## Information provided
+ + +

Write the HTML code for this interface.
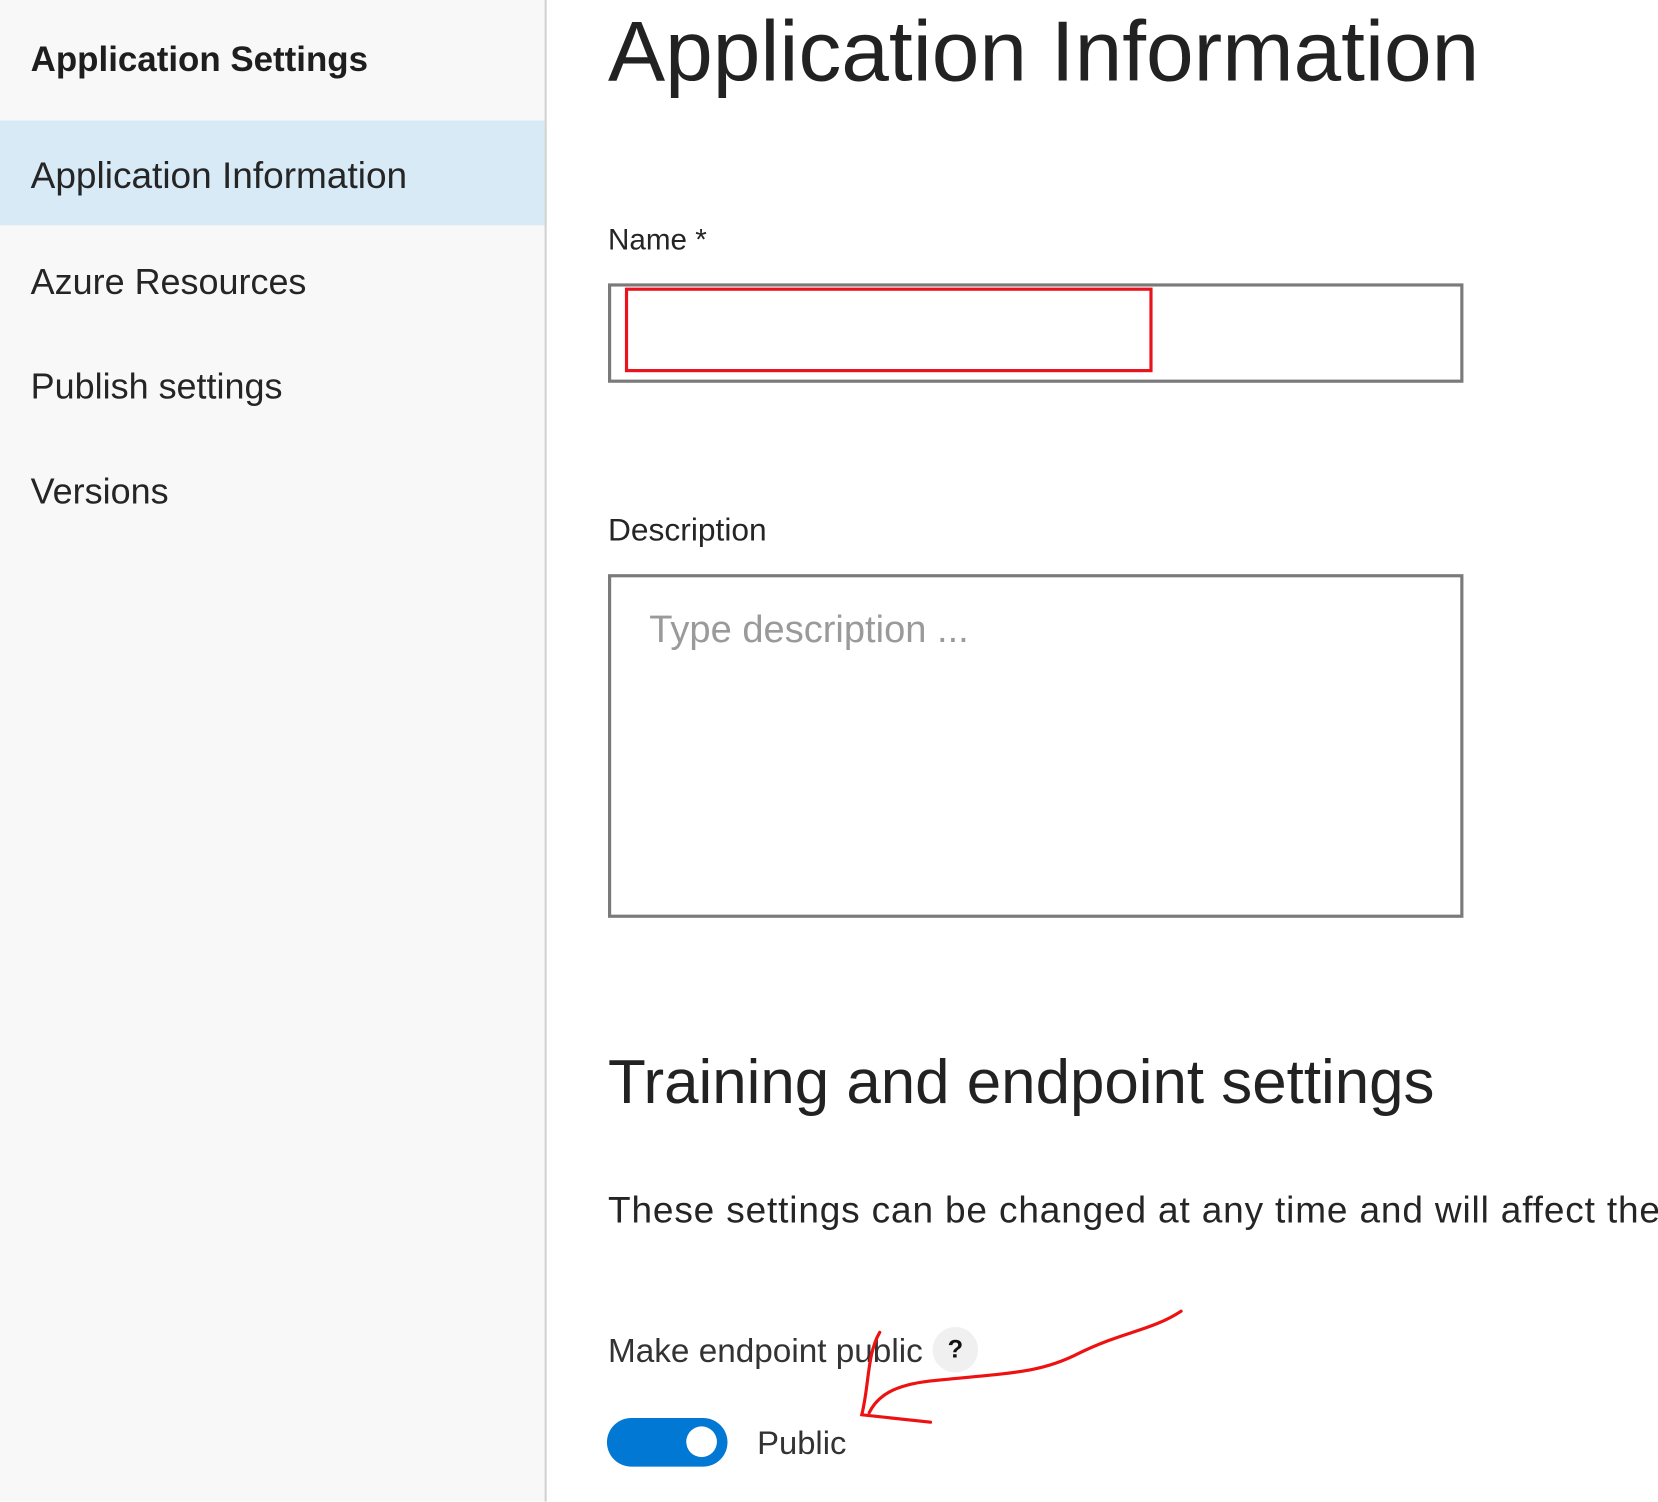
<!DOCTYPE html>
<html><head><meta charset="utf-8"><style>
html,body{margin:0;padding:0;width:1658px;height:1460px;overflow:hidden;background:#fff}
#w{position:absolute;left:0;top:0;width:1568px;height:1381px;transform:scale(1.05740);transform-origin:0 0;font-family:"Liberation Sans",sans-serif;color:#252525}
.t{position:absolute;line-height:1;white-space:nowrap}
</style></head><body><div id="w">
<div style="position:absolute;left:0;top:0;width:515px;height:1420px;background:#f8f8f8;border-right:2px solid #d2d2d2"></div>
<div style="position:absolute;left:0;top:114px;width:515px;height:99px;background:#d7eaf6"></div>
<div class="t" style="left:29px;top:39px;font-size:33px;font-weight:bold;color:#1e1e1e">Application Settings</div>
<div class="t" style="left:29px;top:149px;font-size:35px">Application Information</div>
<div class="t" style="left:29px;top:250px;font-size:34px">Azure Resources</div>
<div class="t" style="left:29px;top:349px;font-size:34px">Publish settings</div>
<div class="t" style="left:29px;top:448px;font-size:34px">Versions</div>

<div class="t" style="left:575px;top:9px;font-size:81px;color:#222">Application Information</div>
<div class="t" style="left:575px;top:213px;font-size:28px">Name *</div>
<div style="position:absolute;left:575px;top:268px;width:803px;height:88px;border:3px solid #7a7a7a;background:#fff"></div>
<div style="position:absolute;left:591px;top:272px;width:493px;height:74px;border:3px solid #e8131d"></div>
<div class="t" style="left:575px;top:487px;font-size:30px">Description</div>
<div style="position:absolute;left:575px;top:543px;width:803px;height:319px;border:3px solid #7a7a7a;background:#fff"></div>
<div class="t" style="left:614px;top:577px;font-size:36px;color:#9a9a9a">Type description ...</div>
<div class="t" style="left:575px;top:995px;font-size:58.5px;color:#222">Training and endpoint settings</div>
<div class="t" style="left:575px;top:1127px;font-size:35px;letter-spacing:0.8px">These settings can be changed at any time and will affect the</div>
<div class="t" style="left:575px;top:1262px;font-size:31.5px;color:#333">Make endpoint public</div>
<div style="position:absolute;left:882px;top:1255px;width:43px;height:43px;border-radius:50%;background:#f0f0f0;text-align:center;line-height:43px;font-size:24px;font-weight:bold;color:#111">?</div>
<div style="position:absolute;left:574px;top:1341px;width:114px;height:46px;border-radius:23px;background:#0078d4"></div>
<div style="position:absolute;left:649px;top:1349px;width:29px;height:29px;border-radius:50%;background:#fff"></div>
<div class="t" style="left:716px;top:1349px;font-size:31px;color:#333">Public</div>
<svg style="position:absolute;left:0;top:0" width="1568" height="1381" viewBox="0 0 1568 1381" fill="none" stroke="#ee1111" stroke-width="3" stroke-linecap="round">
<path d="M1117 1240 C1090 1258 1060 1260 1020 1280 C985 1298 960 1298 880 1306 C845 1310 830 1320 822 1336"/>
<path d="M832 1260 C820 1280 822 1310 815 1338 L880 1345"/>
</svg>
</div></body></html>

+ + +

## Stated exercise
Transcribe the material exactly, keeping every word and none of the pictures.

## Problem solution
Write the HTML code for this interface.
<!DOCTYPE html>
<html><head><meta charset="utf-8"><style>
html,body{margin:0;padding:0;width:1658px;height:1460px;overflow:hidden;background:#fff}
#w{position:absolute;left:0;top:0;width:1568px;height:1381px;transform:scale(1.05740);transform-origin:0 0;font-family:"Liberation Sans",sans-serif;color:#252525}
.t{position:absolute;line-height:1;white-space:nowrap}
</style></head><body><div id="w">
<div style="position:absolute;left:0;top:0;width:515px;height:1420px;background:#f8f8f8;border-right:2px solid #d2d2d2"></div>
<div style="position:absolute;left:0;top:114px;width:515px;height:99px;background:#d7eaf6"></div>
<div class="t" style="left:29px;top:39px;font-size:33px;font-weight:bold;color:#1e1e1e">Application Settings</div>
<div class="t" style="left:29px;top:149px;font-size:35px">Application Information</div>
<div class="t" style="left:29px;top:250px;font-size:34px">Azure Resources</div>
<div class="t" style="left:29px;top:349px;font-size:34px">Publish settings</div>
<div class="t" style="left:29px;top:448px;font-size:34px">Versions</div>

<div class="t" style="left:575px;top:9px;font-size:81px;color:#222">Application Information</div>
<div class="t" style="left:575px;top:213px;font-size:28px">Name *</div>
<div style="position:absolute;left:575px;top:268px;width:803px;height:88px;border:3px solid #7a7a7a;background:#fff"></div>
<div style="position:absolute;left:591px;top:272px;width:493px;height:74px;border:3px solid #e8131d"></div>
<div class="t" style="left:575px;top:487px;font-size:30px">Description</div>
<div style="position:absolute;left:575px;top:543px;width:803px;height:319px;border:3px solid #7a7a7a;background:#fff"></div>
<div class="t" style="left:614px;top:577px;font-size:36px;color:#9a9a9a">Type description ...</div>
<div class="t" style="left:575px;top:995px;font-size:58.5px;color:#222">Training and endpoint settings</div>
<div class="t" style="left:575px;top:1127px;font-size:35px;letter-spacing:0.8px">These settings can be changed at any time and will affect the</div>
<div class="t" style="left:575px;top:1262px;font-size:31.5px;color:#333">Make endpoint public</div>
<div style="position:absolute;left:882px;top:1255px;width:43px;height:43px;border-radius:50%;background:#f0f0f0;text-align:center;line-height:43px;font-size:24px;font-weight:bold;color:#111">?</div>
<div style="position:absolute;left:574px;top:1341px;width:114px;height:46px;border-radius:23px;background:#0078d4"></div>
<div style="position:absolute;left:649px;top:1349px;width:29px;height:29px;border-radius:50%;background:#fff"></div>
<div class="t" style="left:716px;top:1349px;font-size:31px;color:#333">Public</div>
<svg style="position:absolute;left:0;top:0" width="1568" height="1381" viewBox="0 0 1568 1381" fill="none" stroke="#ee1111" stroke-width="3" stroke-linecap="round">
<path d="M1117 1240 C1090 1258 1060 1260 1020 1280 C985 1298 960 1298 880 1306 C845 1310 830 1320 822 1336"/>
<path d="M832 1260 C820 1280 822 1310 815 1338 L880 1345"/>
</svg>
</div></body></html>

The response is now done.